Given problem
Search the listing below for the string "styles" and copy every line where it occurs.

Given data
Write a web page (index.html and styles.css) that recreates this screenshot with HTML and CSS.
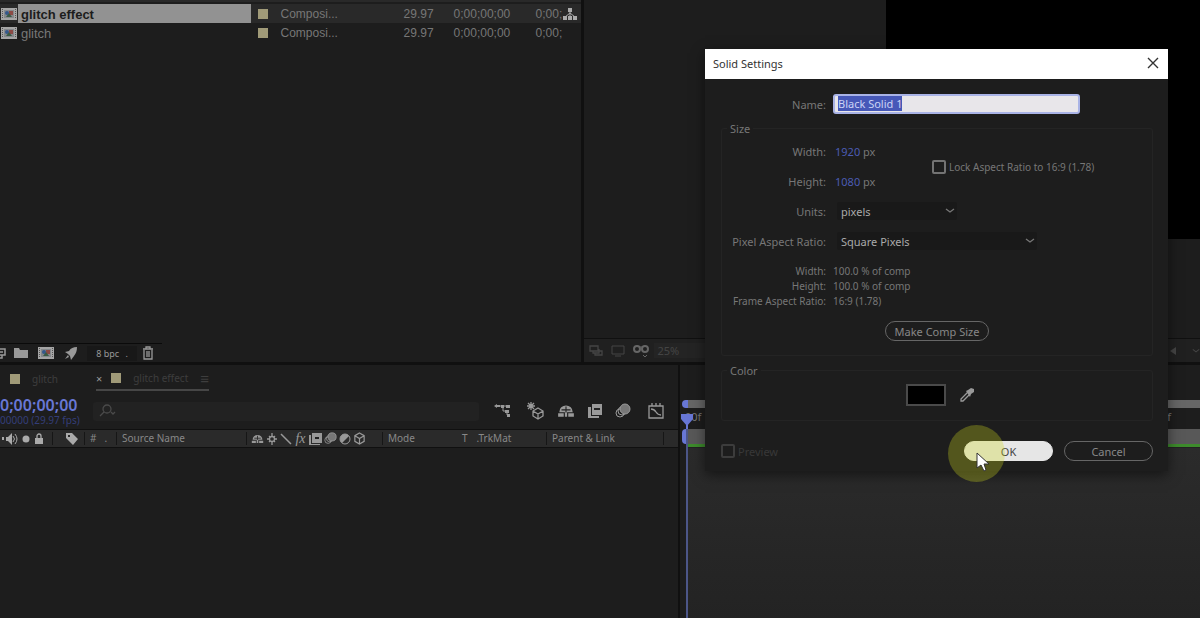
FILE: index.html
```
<!DOCTYPE html>
<html lang="en">
<head>
    <meta charset="UTF-8">
    <meta name="viewport" content="width=device-width, initial-scale=1.0">
    <title>Solid Settings</title>
    <link rel="stylesheet" href="styles.css">
</head>
<body>
    <!-- Icons used more than once -->
    <svg class="defs" aria-hidden="true">
        <symbol id="comp" viewBox="0 0 18 14">
            <rect x="1" y="1" width="16" height="12" fill="#a5a5a5"/>
            <path d="M2.5 2v10M15.5 2v10" stroke="#555" stroke-width="1" stroke-dasharray="1 1"/>
            <rect x="4" y="3" width="10" height="8" fill="#85888c"/>
            <circle cx="7" cy="6" r="2" fill="#35588c"/>
            <rect x="9" y="4" width="4" height="4" fill="#8c4a45"/>
            <path d="M6 10l3-4 3 4z" fill="#3a5a45"/>
        </symbol>
        <symbol id="shy" viewBox="0 0 16 14">
            <path d="M2 8a6 6 0 0 1 12 0z"/>
            <path d="M1 9h5v3H1zM10 9h5v3h-5zM7 8h2v4H7z"/>
            <path d="M8 3v5M4 6h8" stroke="#222" stroke-width="1"/>
        </symbol>
        <symbol id="frames" viewBox="0 0 16 16">
            <path d="M5 1h10v11H5z"/>
            <path d="M1 4h3v9h8v2H1z"/>
            <path d="M7 6h6" stroke="#222" stroke-width="2"/>
        </symbol>
        <symbol id="blur" viewBox="0 0 16 16">
            <circle cx="5" cy="10" r="4" fill="none" stroke="currentColor"/>
            <circle cx="7" cy="8" r="4" fill="none" stroke="currentColor"/>
            <circle cx="10" cy="6" r="5" fill="#777" stroke="currentColor"/>
        </symbol>
        <symbol id="cube" viewBox="0 0 14 14">
            <path d="M7 1l5 3v6l-5 3-5-3V4zM2 4l5 3 5-3M7 7v6" fill="none" stroke="currentColor" stroke-width="1.3"/>
        </symbol>
        <symbol id="chevron" viewBox="0 0 10 6">
            <path d="M1 1l4 3 4-3" fill="none" stroke="currentColor" stroke-width="1.3"/>
        </symbol>
    </svg>

    <div class="app">
        <section class="project">
            <table class="items">
                <tr class="selected">
                    <td class="thumb"><svg width="18" height="14"><use href="#comp"/></svg></td>
                    <td class="item-name">glitch effect</td>
                    <td class="label"><span class="swatch"></span></td>
                    <td class="type">Composi...</td>
                    <td class="rate">29.97</td>
                    <td class="time">0;00;00;00</td>
                    <td class="end">0;00;</td>
                    <td class="flow">
                        <svg width="14" height="14" viewBox="0 0 14 14" fill="currentColor">
                            <path d="M5 1h4v4H5zM0 9h4v4H0zM5 9h4v4H5zM10 9h4v4h-4z"/>
                            <path d="M7 4v6M2 10l5-4 5 4" fill="none" stroke="currentColor"/>
                        </svg>
                    </td>
                </tr>
                <tr>
                    <td class="thumb"><svg width="18" height="14"><use href="#comp"/></svg></td>
                    <td class="item-name">glitch</td>
                    <td class="label"><span class="swatch"></span></td>
                    <td class="type">Composi...</td>
                    <td class="rate">29.97</td>
                    <td class="time">0;00;00;00</td>
                    <td class="end">0;00;</td>
                    <td class="flow"></td>
                </tr>
            </table>
            <div class="project-tools">
                <button aria-label="Interpret footage"><svg width="6" height="14" viewBox="0 0 6 14"><path d="M0 3h5v6H0M0 6h3M2 9v3H0" fill="none" stroke="currentColor" stroke-width="1.5"/></svg></button>
                <button aria-label="New folder"><svg width="14" height="12" viewBox="0 0 14 12" fill="currentColor"><path d="M0 1h5l1 2h8v8H0z"/></svg></button>
                <button aria-label="New composition"><svg width="18" height="14"><use href="#comp"/></svg></button>
                <button aria-label="Project settings"><svg width="14" height="14" viewBox="0 0 14 14" fill="currentColor"><path d="M13 1c-4 0-6 1-8 4L1 6l3 2 2 2 1 4 3-4c2-3 3-5 3-9zM4 9l-3 4 4-2z"/></svg></button>
                <button class="depth">8 bpc <span>.</span></button>
                <button aria-label="Delete"><svg width="12" height="14" viewBox="0 0 12 14" fill="none" stroke="currentColor" stroke-width="1.3"><path d="M1 3h10M4 3V1h4v2M2 4v9h8V4M5 5v6M7 5v6"/></svg></button>
            </div>
        </section>

        <section class="viewer">
            <div class="canvas"></div>
            <div class="viewer-tools">
                <svg width="14" height="12" viewBox="0 0 14 12" fill="none" stroke="currentColor" stroke-width="1.3"><path d="M1 1h8v5H1zM4 6v2h6V4M6 8v2h7V6h-3"/></svg>
                <svg width="14" height="12" viewBox="0 0 14 12" fill="none" stroke="currentColor"><path d="M1 1h12v8H1zM4 11h6"/></svg>
                <svg class="bright" width="16" height="14" viewBox="0 0 16 14" fill="none" stroke="currentColor" stroke-width="2"><circle cx="4" cy="5" r="3"/><circle cx="12" cy="5" r="3"/><path d="M6 3h4M10 11l2 2 2-2" stroke-width="1"/></svg>
                <span class="zoom">25%</span>
                <svg class="last" width="10" height="10" viewBox="0 0 10 10" fill="currentColor"><path d="M8 1v8L2 5z"/></svg>
                <svg width="8" height="6" viewBox="0 0 10 6"><use href="#chevron"/></svg>
            </div>
        </section>

        <section class="timeline">
            <div class="layers">
                <nav class="tabs">
                    <a class="tab" href="#"><span class="swatch"></span>glitch</a>
                    <a class="tab active" href="#"><b>×</b><span class="swatch"></span>glitch effect<i>≡</i></a>
                </nav>
                <div class="controls">
                    <div class="clock">
                        <strong>0;00;00;00</strong>
                        <small>00000 (29.97 fps)</small>
                    </div>
                    <label class="search">
                        <svg width="18" height="14" viewBox="0 0 18 14" fill="none" stroke="currentColor" stroke-width="1.3"><circle cx="8" cy="5" r="4"/><path d="M5 8l-4 4M12 8l2 2 2-2"/></svg>
                        <input type="text" aria-label="Search layers">
                    </label>
                    <div class="switches">
                        <button aria-label="Mini-flowchart"><svg width="18" height="16" viewBox="0 0 18 16" fill="currentColor"><path d="M1 3l3-2v1h3v2H4v1zM8 2h3v3H8zM13 2h4v3h-4zM12 7h4v3h-4zM14 11h3v3h-3z"/><path d="M6 3h8M10 4v4h4M14 9v3" fill="none" stroke="currentColor"/></svg></button>
                        <button aria-label="Draft 3D"><svg width="18" height="18" viewBox="0 0 18 18" fill="none" stroke="currentColor" stroke-width="1.3"><path d="M11 6l5 3v5l-5 3-5-3V9zM6 9l5 3 5-3M11 12v5M4 0v8M0 4h8M1 1l6 6M7 1L1 7"/></svg></button>
                        <button aria-label="Hide shy layers"><svg width="18" height="16" viewBox="0 0 16 14" fill="currentColor"><use href="#shy"/></svg></button>
                        <button aria-label="Frame blending"><svg width="16" height="16" fill="currentColor"><use href="#frames"/></svg></button>
                        <button aria-label="Motion blur"><svg width="16" height="16"><use href="#blur"/></svg></button>
                        <button aria-label="Graph editor"><svg width="18" height="16" viewBox="0 0 18 16" fill="none" stroke="currentColor" stroke-width="1.3"><path d="M2 3h14v12H2zM5 0v3M9 0v3M13 0v3M4 6c6 0 4 6 10 6"/></svg></button>
                    </div>
                </div>
                <div class="columns">
                    <span class="col av">
                        <svg width="16" height="14" viewBox="0 0 16 14" fill="currentColor"><path d="M0 5h2v3H0zM4 5h2l4-4v12L6 9H4z"/><path d="M11 4q3 3 0 6M13 2q4 5 0 10" fill="none" stroke="currentColor"/></svg>
                        <svg width="8" height="8" viewBox="0 0 8 8" fill="currentColor"><circle cx="4" cy="4" r="3.5"/></svg>
                        <svg width="10" height="12" viewBox="0 0 10 12" fill="currentColor"><path d="M1 5h8v6H1z"/><path d="M3 5V3a2 2 0 0 1 4 0v2" fill="none" stroke="currentColor" stroke-width="1.3"/></svg>
                    </span>
                    <span class="col tag"><svg width="14" height="14" viewBox="0 0 14 14" fill="currentColor"><path fill-rule="evenodd" d="M1 1h6l6 6-5 6-7-7zM3 3v2h2V3z"/></svg></span>
                    <span class="col number"><em>#</em><em>.</em></span>
                    <span class="col source">Source Name</span>
                    <span class="col icons">
                        <svg width="13" height="12" viewBox="0 0 16 14" fill="currentColor"><use href="#shy"/></svg>
                        <svg width="12" height="12" viewBox="0 0 12 12" fill="none" stroke="currentColor" stroke-width="1.3"><circle cx="6" cy="6" r="2.5"/><path d="M6 0v3M6 9v3M1 6h2M9 6h2M3 3l1 1M8 8l1 1M9 3L8 4M4 8L3 9"/></svg>
                        <svg width="12" height="12" viewBox="0 0 12 12" stroke="currentColor" stroke-width="1.5"><path d="M1 1l10 10"/></svg>
                        <em class="fx">fx</em>
                        <svg width="13" height="13" viewBox="0 0 13 13" fill="currentColor"><path d="M3 1h10v10H3zM0 3h2v9h9v1H0z"/><path d="M6 6h4" stroke="#222" stroke-width="2"/></svg>
                        <svg width="13" height="13" viewBox="0 0 16 16"><use href="#blur"/></svg>
                        <svg width="12" height="12" viewBox="0 0 12 12"><circle cx="6" cy="6" r="5" fill="currentColor"/><path d="M10 3a5 5 0 0 1-7 7z" fill="#2b2b2b"/><circle cx="6" cy="6" r="5" fill="none" stroke="currentColor"/></svg>
                        <svg width="13" height="13"><use href="#cube"/></svg>
                    </span>
                    <span class="col mode">Mode</span>
                    <span class="col matte"><em>T</em>.TrkMat</span>
                    <span class="col parent">Parent &amp; Link</span>
                </div>
            </div>
            <div class="track">
                <div class="navigator"></div>
                <div class="ruler"><span>:00f</span><span>f</span></div>
                <div class="work-area"></div>
                <div class="cache"></div>
                <div class="lanes"></div>
                <svg class="playhead" width="14" height="18" viewBox="0 0 14 18" fill="currentColor"><path d="M1 2h12v5l-6 7-6-7z"/><path d="M6 13h2v5H6z"/></svg>
                <div class="playline"></div>
            </div>
        </section>
    </div>

    <form class="dialog" role="dialog" aria-labelledby="dialog-title">
        <header class="titlebar">
            <h1 id="dialog-title">Solid Settings</h1>
            <button type="button" aria-label="Close"><svg width="12" height="12" viewBox="0 0 12 12" stroke="currentColor" stroke-width="1.4"><path d="M1 1l10 10M11 1L1 11"/></svg></button>
        </header>
        <div class="dialog-body">
            <div class="name-row">
                <label for="name">Name:</label>
                <input id="name" type="text" value="Black Solid 1" spellcheck="false">
            </div>

            <fieldset class="size">
                <legend>Size</legend>
                <div class="settings">
                    <label for="width">Width:</label>
                    <span class="value"><input id="width" type="text" value="1920">px</span>
                    <label class="lock"><input type="checkbox">Lock Aspect Ratio to 16:9 (1.78)</label>
                    <label for="height">Height:</label>
                    <span class="value"><input id="height" type="text" value="1080">px</span>
                    <label for="units">Units:</label>
                    <span class="select units">
                        <select id="units"><option>pixels</option></select>
                        <svg width="10" height="6"><use href="#chevron"/></svg>
                    </span>
                    <label for="ratio">Pixel Aspect Ratio:</label>
                    <span class="select ratio">
                        <select id="ratio"><option>Square Pixels</option></select>
                        <svg width="10" height="6"><use href="#chevron"/></svg>
                    </span>
                </div>
                <dl class="summary">
                    <dt>Width:</dt><dd>100.0 % of comp</dd>
                    <dt>Height:</dt><dd>100.0 % of comp</dd>
                    <dt>Frame Aspect Ratio:</dt><dd>16:9 (1.78)</dd>
                </dl>
                <button class="pill comp-size" type="button">Make Comp Size</button>
            </fieldset>

            <fieldset class="color">
                <legend>Color</legend>
                <div class="picker">
                    <button class="color-swatch" type="button" aria-label="Solid color"></button>
                    <button class="dropper" type="button" aria-label="Eyedropper"><svg width="16" height="16" viewBox="0 0 16 16"><path d="M9 5L2 12v2h2l7-7" fill="none" stroke="currentColor" stroke-width="1.3"/><path d="M7 4l2-1 3-2 3 1v3l-3 2-1 3z" fill="currentColor"/></svg></button>
                </div>
            </fieldset>

            <footer class="actions">
                <label class="preview"><input type="checkbox" disabled>Preview</label>
                <button class="pill primary" type="button">OK</button>
                <button class="pill" type="button">Cancel</button>
            </footer>
        </div>
        <span class="click-halo"></span>
        <svg class="cursor" width="14" height="20" viewBox="0 0 14 20"><path d="M1 1v15l4-3 3 6 2-1-2-6h5z" fill="#fff" stroke="#333"/></svg>
    </form>

    <script>
        const nameField = document.getElementById('name');
        nameField.focus();
        nameField.select();
    </script>
</body>
</html>
```
FILE: styles.css
```
:root {
    --panel: #1d1d1d;
    --edge: #101010;
    --text: #777;
    --icon: #999;
    --blue: #4b5cb4;
    --sand: #a09a78;
}

* {
    margin: 0;
    padding: 0;
    box-sizing: border-box;
}

body {
    font-family: "Noto Sans", sans-serif;
    font-size: 11px;
    line-height: 15px;
    color: var(--text);
    background: var(--edge);
    overflow: hidden;
}

button,
input,
select {
    font: inherit;
    color: inherit;
    background: none;
    border: none;
    outline: none;
}

svg {
    display: block;
    flex: none;
}

em {
    font-style: normal;
}

.defs {
    position: absolute;
    width: 0;
    height: 0;
}

.swatch {
    display: block;
    width: 10px;
    height: 10px;
    background: var(--sand);
}

.app {
    display: grid;
    grid-template-columns: 97fr 103fr;
    grid-template-rows: 362fr 253fr;
    gap: 3px;
    height: 100vh;
}

/* Project panel */
.project {
    display: flex;
    flex-direction: column;
    justify-content: space-between;
    min-width: 0;
    border-top: 2px solid #292929;
    padding-top: 2px;
    background: var(--panel);
    overflow: hidden;
}

.items {
    width: 100%;
    table-layout: fixed;
    border-collapse: collapse;
    font-family: "Liberation Sans", Arial, sans-serif;
    font-size: 12px;
    white-space: nowrap;
}

.items td {
    height: 19px;
    padding-top: 2px;
    vertical-align: middle;
}

.items .thumb,
.items .label,
.items .flow {
    padding-top: 0;
}

.items .selected {
    background: #292929;
}

.items .selected .item-name {
    color: #1c1c1c;
    font-weight: bold;
    background: #929292;
}

.thumb { width: 18px; }
.item-name { padding-left: 3px; font-size: 13px; }
.label { width: 30px; padding-left: 7px; }
.type { width: 123px; }
.rate { width: 50px; }
.time { width: 82px; }
.end { width: 27px; }
.flow { width: 18px; color: #aaa; }

.project-tools {
    display: flex;
    align-items: center;
    gap: 9px;
    width: 162px;
    height: 19px;
    border-top: 1px solid #0a0a0a;
    color: var(--icon);
}

.project-tools button:first-child {
    margin-right: -1px;
}

.depth {
    width: 50px;
    height: 15px;
    margin-right: -4px;
    font-size: 9px;
    background: #181818;
}

.depth span {
    margin-left: 4px;
}

/* Viewer panel */
.viewer {
    display: flex;
    flex-direction: column;
    justify-content: space-between;
    background: var(--panel);
}

.canvas {
    align-self: flex-end;
    width: 51%;
    height: 66%;
    background: #000;
}

.viewer-tools {
    display: flex;
    align-items: center;
    gap: 8px;
    height: 24px;
    padding: 0 0 0 5px;
    border-top: 1px solid var(--edge);
    background: #202020;
    color: #444;
}

.bright {
    color: #666;
}

.zoom {
    width: 60px;
    margin-left: -3px;
    padding-left: 4px;
    background: #242424;
}

.last {
    margin-left: auto;
    margin-right: 6px;
}

/* Timeline */
.timeline {
    grid-column: 1 / -1;
    display: grid;
    grid-template-columns: 17fr 13fr;
    min-height: 0;
}

.layers {
    display: flex;
    flex-direction: column;
    min-width: 0;
    background: var(--panel);
    border-right: 2px solid var(--edge);
    overflow: hidden;
}

.tabs {
    display: flex;
    gap: 38px;
    height: 28px;
    padding-left: 10px;
}

.tab {
    display: flex;
    align-items: center;
    gap: 12px;
    height: 26px;
    padding-top: 2px;
    color: #3e3e3e;
    font-size: 10px;
    text-decoration: none;
}

.tab.active {
    border-bottom: 2px solid #464646;
}

.tab b {
    margin-right: -3px;
    color: #999;
    font-size: 11px;
    font-weight: normal;
}

.tab i {
    font-size: 15px;
    font-style: normal;
}

.controls {
    display: flex;
    align-items: center;
    height: 36px;
}

.clock {
    width: 93px;
    white-space: nowrap;
}

.clock strong {
    display: block;
    font-size: 16px;
    line-height: 18px;
    font-weight: 600;
    color: #6877d5;
}

.clock small {
    display: block;
    font-size: 10px;
    line-height: 12px;
    color: #343d78;
}

.search {
    display: flex;
    flex: 1;
    align-items: center;
    max-width: 386px;
    height: 19px;
    padding-left: 6px;
    border-radius: 3px;
    background: #222;
    color: #4a4a4a;
}

.search input {
    flex: 1;
    min-width: 0;
}

.switches {
    display: flex;
    align-items: center;
    gap: 12px;
    margin-left: 14px;
    color: var(--icon);
}

.switches button:first-child,
.switches button:nth-last-child(2) {
    margin-right: 4px;
}

.columns {
    display: flex;
    align-items: center;
    height: 19px;
    border: solid var(--edge);
    border-width: 1px 0;
    background: #2a2a2a;
    color: #888;
    font-size: 10px;
    white-space: nowrap;
}

.col {
    display: flex;
    align-items: center;
    height: 13px;
    border-right: 1px solid #161616;
}

.av { gap: 4px; width: 53px; padding-left: 2px; color: #aaa; }
.tag { width: 32px; padding-left: 12px; color: #aaa; }
.number { gap: 8px; width: 32px; padding-left: 5px; }
.source { width: 130px; padding-left: 5px; }
.icons { gap: 2px; width: 136px; padding-left: 4px; color: #999; }
.mode { width: 75px; padding-left: 5px; border: none; }
.matte { gap: 9px; width: 89px; padding-left: 4px; }
.parent { width: 117px; padding-left: 5px; }

.fx {
    width: 13px;
    font: italic 14px "Liberation Serif", serif;
    text-align: center;
}

.track {
    position: relative;
    display: flex;
    flex-direction: column;
    padding: 35px 0 0 2px;
    background: var(--panel);
}

.navigator {
    height: 8px;
    border-left: 6px solid #6877d5;
    border-radius: 5px 0 0 5px;
    background: #666;
}

.ruler {
    display: flex;
    justify-content: space-between;
    height: 21px;
    padding: 1px 29px 0 0;
    font-size: 11px;
}

.work-area {
    height: 15px;
    border-left: 5px solid #6877d5;
    border-radius: 4px 0 0 4px;
    background: #585858;
}

.cache {
    height: 3px;
    margin-left: 5px;
    background: #3d8b2c;
}

.lanes {
    flex: 1;
    border-top: 1px solid #222;
    margin-left: 5px;
    background: linear-gradient(#2b2b2b, #232323);
}

.playhead {
    position: absolute;
    top: 47px;
    left: 0;
    color: #6877d5;
}

.playline {
    position: absolute;
    top: 64px;
    bottom: 0;
    left: 6px;
    width: 2px;
    background: #4c5688;
}

/* Solid settings dialog */
.dialog {
    position: absolute;
    top: 49px;
    right: 32px;
    width: 463px;
    background: var(--panel);
    box-shadow: 0 4px 12px rgba(0, 0, 0, 0.5);
}

.titlebar {
    display: flex;
    align-items: center;
    justify-content: space-between;
    height: 30px;
    padding: 0 9px 2px 8px;
    background: #fff;
    color: #333;
}

.titlebar h1 {
    font-size: 11px;
    font-weight: normal;
}

.dialog-body {
    padding: 15px 15px 10px 16px;
}

.name-row,
.summary {
    display: grid;
    grid-template-columns: 105px 1fr;
    column-gap: 7px;
    align-items: center;
}

.name-row label,
.settings > label:not(.lock),
.summary dt {
    text-align: right;
    white-space: nowrap;
}

#name {
    width: 247px;
    height: 20px;
    padding: 0 3px 1px;
    border: 2px solid #a9b3e6;
    border-radius: 3px;
    background: #e8e6ea;
    color: #222;
}

#name::selection {
    background: #4658b8;
    color: #ccd4f5;
}

fieldset {
    border: 1px solid #242424;
    border-radius: 3px;
}

legend {
    margin-left: 5px;
    padding: 0 3px;
}

.size {
    height: 235px;
    margin-top: 7px;
}

.settings {
    display: grid;
    grid-template-columns: 104px 91px 1fr;
    grid-auto-rows: 30px;
    column-gap: 7px;
    align-items: center;
}

.value {
    padding-left: 2px;
}

.value input {
    width: 28px;
    color: var(--blue);
}

.lock,
.preview {
    display: flex;
    align-items: center;
    gap: 3px;
    white-space: nowrap;
}

.lock {
    grid-column: 3;
    grid-row: 1 / 3;
    padding: 2px 0 0 1px;
    font-size: 10px;
}

input[type="checkbox"] {
    appearance: none;
    width: 14px;
    height: 14px;
    border: 2px solid #737373;
    border-radius: 2px;
}

.select {
    grid-column: 2 / 4;
    display: flex;
    align-items: center;
    height: 18px;
    margin-left: 4px;
    border-radius: 2px;
    background: #191919;
}

.select select {
    flex: 1;
    height: 18px;
    padding-left: 4px;
    appearance: none;
    color: #aaa;
}

.select svg {
    margin-right: 2px;
}

.units { width: 120px; }
.ratio { width: 200px; }

.summary {
    grid-template-columns: 104px 1fr;
    margin-top: 8px;
    font-size: 10px;
}

.pill {
    width: 89px;
    height: 20px;
    border: 1px solid #666;
    border-radius: 10px;
    color: #888;
}

.comp-size {
    display: block;
    width: 104px;
    margin: 12px auto 0;
}

.color {
    height: 58px;
    margin-top: 7px;
}

.picker {
    display: flex;
    align-items: center;
    justify-content: center;
    gap: 13px;
    padding: 6px 0 0 6px;
}

.color-swatch {
    width: 40px;
    height: 22px;
    border: 2px solid #4a4a4a;
    background: #000;
}

.dropper {
    color: #999;
}

.actions {
    display: flex;
    align-items: center;
    gap: 11px;
    margin-top: 20px;
}

.preview {
    margin-right: auto;
    color: #383838;
}

.preview input[type="checkbox"] {
    border-color: #3c3c3c;
}

.primary {
    border-color: #e6e6e6;
    background: #e6e6e6;
    color: #444;
}

.click-halo {
    position: absolute;
    bottom: -11px;
    left: 243px;
    width: 57px;
    height: 57px;
    border-radius: 50%;
    background: rgba(210, 220, 30, 0.3);
}

.cursor {
    position: absolute;
    bottom: -1px;
    left: 271px;
}
```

Exercise result
Write a web page (index.html and styles.css) that recreates this screenshot with HTML and CSS.
    <link rel="stylesheet" href="styles.css">
FILE: styles.css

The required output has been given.